Important assumptions and compliance note

This calculator is designed for planning and estimation. Real payroll can differ because of legal updates, R&D or technology zone incentives, disability allowances, private pension participation, meal or transport benefits, regional incentives, special insurance categories, and exact payroll software configurations. For formal payroll processing, always verify the current legal framework with official sources such as the Revenue Administration of Turkey, the Social Security Institution, and macroeconomic and labor statistics from TurkStat.

You may also wish to monitor official circulars and payroll announcements because annual tax tariffs, contribution ceilings, and incentive treatments can change through legislation or secondary guidance. A good calculator should therefore be treated as a decision-support tool rather than a substitute for statutory payroll implementation.
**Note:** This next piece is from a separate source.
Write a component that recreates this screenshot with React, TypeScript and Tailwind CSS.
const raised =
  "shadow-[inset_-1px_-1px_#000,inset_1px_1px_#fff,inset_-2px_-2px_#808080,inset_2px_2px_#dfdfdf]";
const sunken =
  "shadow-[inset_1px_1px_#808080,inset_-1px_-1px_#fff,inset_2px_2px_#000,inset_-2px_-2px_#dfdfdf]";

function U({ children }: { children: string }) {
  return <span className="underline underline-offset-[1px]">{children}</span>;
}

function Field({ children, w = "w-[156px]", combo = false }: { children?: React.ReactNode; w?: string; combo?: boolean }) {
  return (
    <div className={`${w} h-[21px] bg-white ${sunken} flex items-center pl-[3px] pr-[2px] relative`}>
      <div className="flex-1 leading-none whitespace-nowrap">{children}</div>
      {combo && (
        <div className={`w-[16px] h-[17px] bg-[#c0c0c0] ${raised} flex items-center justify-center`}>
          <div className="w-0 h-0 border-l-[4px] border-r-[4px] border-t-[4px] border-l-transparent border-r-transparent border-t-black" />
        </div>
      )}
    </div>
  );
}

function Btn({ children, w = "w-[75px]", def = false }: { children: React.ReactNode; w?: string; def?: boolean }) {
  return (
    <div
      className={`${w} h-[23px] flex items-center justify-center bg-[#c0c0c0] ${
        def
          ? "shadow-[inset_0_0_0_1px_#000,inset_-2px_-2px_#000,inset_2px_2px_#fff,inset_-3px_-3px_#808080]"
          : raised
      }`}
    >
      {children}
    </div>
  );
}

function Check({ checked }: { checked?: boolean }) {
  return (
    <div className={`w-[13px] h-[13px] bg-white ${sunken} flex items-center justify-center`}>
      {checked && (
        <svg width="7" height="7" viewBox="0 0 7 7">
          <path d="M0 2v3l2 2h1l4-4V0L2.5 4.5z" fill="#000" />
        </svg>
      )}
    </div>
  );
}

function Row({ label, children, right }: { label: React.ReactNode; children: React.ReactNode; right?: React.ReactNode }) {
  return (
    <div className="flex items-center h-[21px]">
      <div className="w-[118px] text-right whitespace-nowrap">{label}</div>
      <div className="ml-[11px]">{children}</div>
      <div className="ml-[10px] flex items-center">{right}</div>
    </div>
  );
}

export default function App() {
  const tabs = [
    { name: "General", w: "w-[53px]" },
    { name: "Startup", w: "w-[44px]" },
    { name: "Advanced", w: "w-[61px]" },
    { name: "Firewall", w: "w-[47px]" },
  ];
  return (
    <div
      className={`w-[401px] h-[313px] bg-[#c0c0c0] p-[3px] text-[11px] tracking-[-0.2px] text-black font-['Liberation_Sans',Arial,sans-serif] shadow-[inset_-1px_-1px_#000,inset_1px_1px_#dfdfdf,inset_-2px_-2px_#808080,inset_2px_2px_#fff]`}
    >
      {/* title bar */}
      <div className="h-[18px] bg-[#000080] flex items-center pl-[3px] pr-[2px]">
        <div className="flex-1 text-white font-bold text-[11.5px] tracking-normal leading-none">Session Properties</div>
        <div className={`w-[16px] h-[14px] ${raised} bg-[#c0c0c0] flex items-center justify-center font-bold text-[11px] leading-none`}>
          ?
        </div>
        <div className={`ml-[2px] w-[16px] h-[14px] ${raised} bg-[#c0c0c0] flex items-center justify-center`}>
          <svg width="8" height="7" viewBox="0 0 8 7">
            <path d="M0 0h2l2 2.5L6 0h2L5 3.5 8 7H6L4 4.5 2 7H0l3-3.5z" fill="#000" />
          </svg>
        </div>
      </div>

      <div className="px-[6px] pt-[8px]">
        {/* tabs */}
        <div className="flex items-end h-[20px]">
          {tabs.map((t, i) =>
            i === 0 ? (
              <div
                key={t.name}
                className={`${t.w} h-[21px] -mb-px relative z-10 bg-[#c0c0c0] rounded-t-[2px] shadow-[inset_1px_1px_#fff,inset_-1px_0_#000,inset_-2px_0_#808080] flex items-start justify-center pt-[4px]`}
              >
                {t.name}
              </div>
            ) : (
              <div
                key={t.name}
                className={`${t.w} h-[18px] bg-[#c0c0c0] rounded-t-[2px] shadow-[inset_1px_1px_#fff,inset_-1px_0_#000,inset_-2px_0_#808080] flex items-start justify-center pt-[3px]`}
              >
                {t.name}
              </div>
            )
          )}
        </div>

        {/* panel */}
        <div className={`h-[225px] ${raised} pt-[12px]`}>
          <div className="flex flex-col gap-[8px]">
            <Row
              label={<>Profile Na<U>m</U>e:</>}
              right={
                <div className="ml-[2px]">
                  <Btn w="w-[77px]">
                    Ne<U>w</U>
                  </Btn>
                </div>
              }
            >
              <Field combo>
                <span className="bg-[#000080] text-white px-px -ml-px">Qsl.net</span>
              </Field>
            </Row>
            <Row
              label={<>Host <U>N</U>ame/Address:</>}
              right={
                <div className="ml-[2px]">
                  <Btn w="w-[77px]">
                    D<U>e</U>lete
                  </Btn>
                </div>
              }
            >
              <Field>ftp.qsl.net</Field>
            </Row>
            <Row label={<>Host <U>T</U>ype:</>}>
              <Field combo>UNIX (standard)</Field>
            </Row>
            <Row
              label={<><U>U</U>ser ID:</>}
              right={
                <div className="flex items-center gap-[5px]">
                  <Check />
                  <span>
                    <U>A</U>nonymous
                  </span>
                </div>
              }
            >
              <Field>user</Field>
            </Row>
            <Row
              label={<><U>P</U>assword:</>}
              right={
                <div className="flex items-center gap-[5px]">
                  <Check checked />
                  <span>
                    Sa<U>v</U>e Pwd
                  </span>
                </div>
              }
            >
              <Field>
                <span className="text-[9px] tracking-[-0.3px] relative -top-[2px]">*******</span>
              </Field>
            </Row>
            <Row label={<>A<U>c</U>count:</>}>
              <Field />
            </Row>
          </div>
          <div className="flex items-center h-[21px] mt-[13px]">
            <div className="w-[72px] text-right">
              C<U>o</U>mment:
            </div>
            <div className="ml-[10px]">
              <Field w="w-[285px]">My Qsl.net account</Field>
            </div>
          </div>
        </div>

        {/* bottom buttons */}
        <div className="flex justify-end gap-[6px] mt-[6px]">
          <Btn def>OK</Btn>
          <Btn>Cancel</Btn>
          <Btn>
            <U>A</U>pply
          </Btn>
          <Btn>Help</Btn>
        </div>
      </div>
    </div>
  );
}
How to get the best result from this calculator

  • Use the employee’s desired monthly net amount, not annual compensation.
  • Enter the previous cumulative tax base if the estimate is for a later month in the same year.
  • Select whether the employee is still subject to SGK deductions for this payroll.
  • Leave minimum wage tax exemptions enabled unless you are intentionally modeling a non-standard scenario.
  • Check both gross salary and total employer cost before finalizing budgets.

Final takeaway

A Turkey net to gross salary calculator 2025 is not just a convenience tool. It is a necessary bridge between employee expectations, legal payroll structure, and employer budgeting. The most reliable approach is one that respects cumulative tax logic, employee deductions, minimum wage linked tax relief, and employer-side statutory costs. Use the calculator above to estimate the required gross salary, review the deduction breakdown carefully, and validate high-value offers against the latest official guidance when accuracy is business critical.